Miller (mlr) is a command-line tool created by John Kerl that brings the power of awk, sed, cut, join, and sort to name-indexed data formats. Unlike traditional Unix text-processing tools that operate on positional fields, Miller works with key-value-pair data, making it natural and intuitive for processing CSV, TSV, JSON, JSON Lines, and positionally-indexed data.

The tool allows you to perform on-the-fly transformations: adding new fields derived from existing ones, dropping fields, sorting, statistical aggregation, pretty-printing, and format conversion. Its natural data structure is the insertion-ordered hash map, making it a perfect fit for working with structured tabular data from the command line.

Miller is written in Go and is designed for high performance. It supports streaming processing of large files, automatic type inference, and a rich expression language for data manipulation. You can chain operations using Miller verbs (head, sort, tac, uniq, group-by, join, stats1, etc.) to build complex data pipelines directly from the command line.

Key capabilities include format conversion between CSV, TSV, JSON, and JSON Lines; statistical aggregation with mean, median, percentiles, and more; record-level filtering with boolean expressions; field transformations with arithmetic and string functions; joins between multiple data files; and sampling from large datasets.
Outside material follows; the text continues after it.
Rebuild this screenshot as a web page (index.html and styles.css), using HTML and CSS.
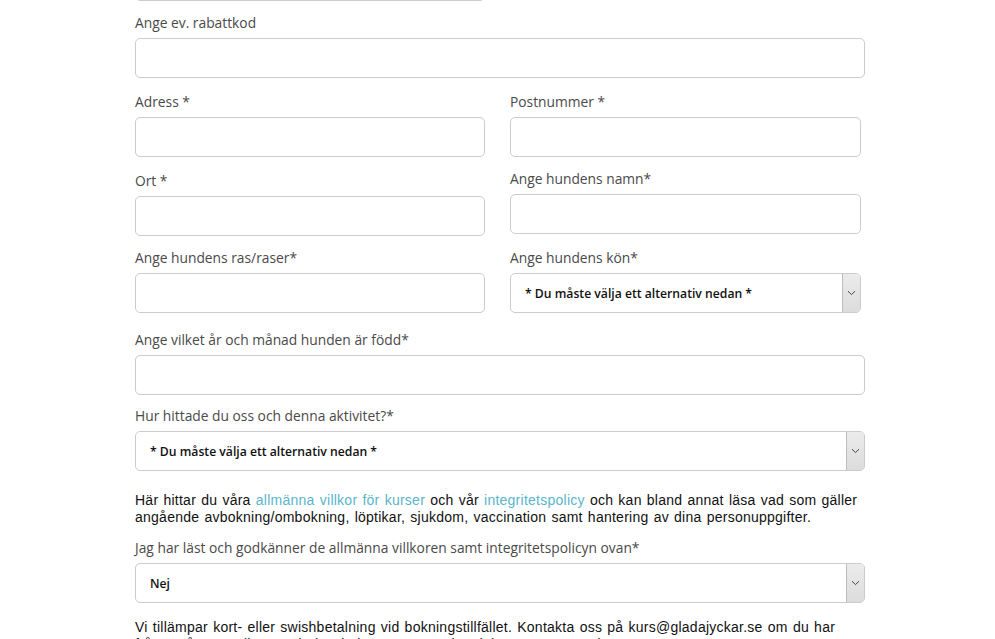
FILE: index.html
```html
<!DOCTYPE html>
<html lang="sv">
<head>
<meta charset="utf-8">
<link rel="stylesheet" href="styles.css">
</head>
<body>
<form class="form">
  <div class="grid">
    <div class="field top-field"><div class="input"></div></div>
    <div class="field top-field"></div>
    <div class="field full">
      <label class="label">Ange ev. rabattkod</label>
      <div class="input"></div>
    </div>
    <div class="field">
      <label class="label">Adress *</label>
      <div class="input"></div>
    </div>
    <div class="field">
      <label class="label">Postnummer *</label>
      <div class="input"></div>
    </div>
    <div class="field">
      <label class="label">Ort *</label>
      <div class="input"></div>
    </div>
    <div class="field shift-up">
      <label class="label">Ange hundens namn*</label>
      <div class="input"></div>
    </div>
    <div class="field shift-up">
      <label class="label">Ange hundens ras/raser*</label>
      <div class="input"></div>
    </div>
    <div class="field shift-up">
      <label class="label">Ange hundens kön*</label>
      <div class="select">
        <span class="select-text">* Du måste välja ett alternativ nedan *</span>
        <span class="select-btn"><svg width="9" height="6" viewBox="0 0 9 6"><path d="M1 1.2 L4.5 4.6 L8 1.2" fill="none" stroke="#444" stroke-width="1"/></svg></span>
      </div>
    </div>
  </div>

  <div class="field wide first-wide">
    <label class="label">Ange vilket år och månad hunden är född*</label>
    <div class="input"></div>
  </div>
  <div class="field wide">
    <label class="label">Hur hittade du oss och denna aktivitet?*</label>
    <div class="select">
      <span class="select-text">* Du måste välja ett alternativ nedan *</span>
      <span class="select-btn"><svg width="9" height="6" viewBox="0 0 9 6"><path d="M1 1.2 L4.5 4.6 L8 1.2" fill="none" stroke="#444" stroke-width="1"/></svg></span>
    </div>
  </div>

  <p class="text text-a">Här hittar du våra <a class="link" href="#">allmänna villkor för kurser</a> och vår <a class="link" href="#">integritetspolicy</a> och kan bland annat läsa vad som gäller angående avbokning/ombokning, löptikar, sjukdom, vaccination samt hantering av dina personuppgifter.</p>

  <div class="field wide">
    <label class="label">Jag har läst och godkänner de allmänna villkoren samt integritetspolicyn ovan*</label>
    <div class="select">
      <span class="select-text">Nej</span>
      <span class="select-btn"><svg width="9" height="6" viewBox="0 0 9 6"><path d="M1 1.2 L4.5 4.6 L8 1.2" fill="none" stroke="#444" stroke-width="1"/></svg></span>
    </div>
  </div>

  <p class="text text-b">Vi tillämpar kort- eller swishbetalning vid bokningstillfället. Kontakta oss på kurs@gladajyckar.se om du har frågor på ovan eller om du har behov av annan betalning än ovan angivna.</p>
</form>
</body>
</html>
```

FILE: styles.css
```css
* { box-sizing: border-box; }
html, body { margin: 0; padding: 0; background: #fff; }
body {
  font-family: "Open Sans", "DejaVu Sans", sans-serif;
  overflow: hidden;
  height: 639px;
}
.form {
  width: 730px;
  margin: -39px 0 0 135px;
}
.grid {
  display: grid;
  grid-template-columns: 350px 351px;
  column-gap: 25px;
  row-gap: 14px;
}
.top-field { margin-bottom: -2px; }
.full { grid-column: 1 / -1; width: 730px; }
.field { display: flex; flex-direction: column; }
.shift-up { margin-top: -2px; }
.label {
  display: block;
  font-size: 13.8px;
  font-weight: 500;
  line-height: 20px;
  color: #4a4a4a;
  margin-bottom: 5px;
}
.input {
  height: 40px;
  border: 1px solid #c9cccf;
  border-radius: 5px;
  background: #fff;
}
.select {
  height: 40px;
  border: 1px solid #c9cccf;
  border-radius: 5px;
  background: #fff;
  display: flex;
  align-items: stretch;
  justify-content: space-between;
  overflow: hidden;
}
.select-text {
  font-size: 12.2px;
  font-weight: 600;
  color: #111;
  padding-left: 14px;
  display: flex;
  align-items: center;
}
.select-btn {
  width: 18px;
  background: linear-gradient(#ebebeb, #dcdcdc);
  border-left: 1px solid #bdbdbd;
  display: flex;
  align-items: center;
  justify-content: center;
}
.wide { width: 730px; }
.first-wide { margin-top: 17px; }
.wide + .wide { margin-top: 11px; }
.text {
  font-family: "Liberation Sans", Arial, sans-serif;
  font-size: 14px;
  letter-spacing: 0.25px;
  word-spacing: 1px;
  line-height: 17px;
  color: #111;
}
.text-a { margin: 21px 0 12px; }
.text-b { margin: 16px 0 0; }
.link { color: #5ab5cc; text-decoration: none; }
```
Miller complements tools like R and Pandas by handling data cleaning and preparation directly in the shell.

The tool is available via package managers on Linux (apt, yum, snap), macOS (brew, port), and Windows (choco, winget, scoop). It has comprehensive documentation at miller.readthedocs.io and is dual-licensed under BSD-2-Clause. With over 9,000 GitHub stars, Miller is one of the most widely used command-line data processing tools in the ecosystem.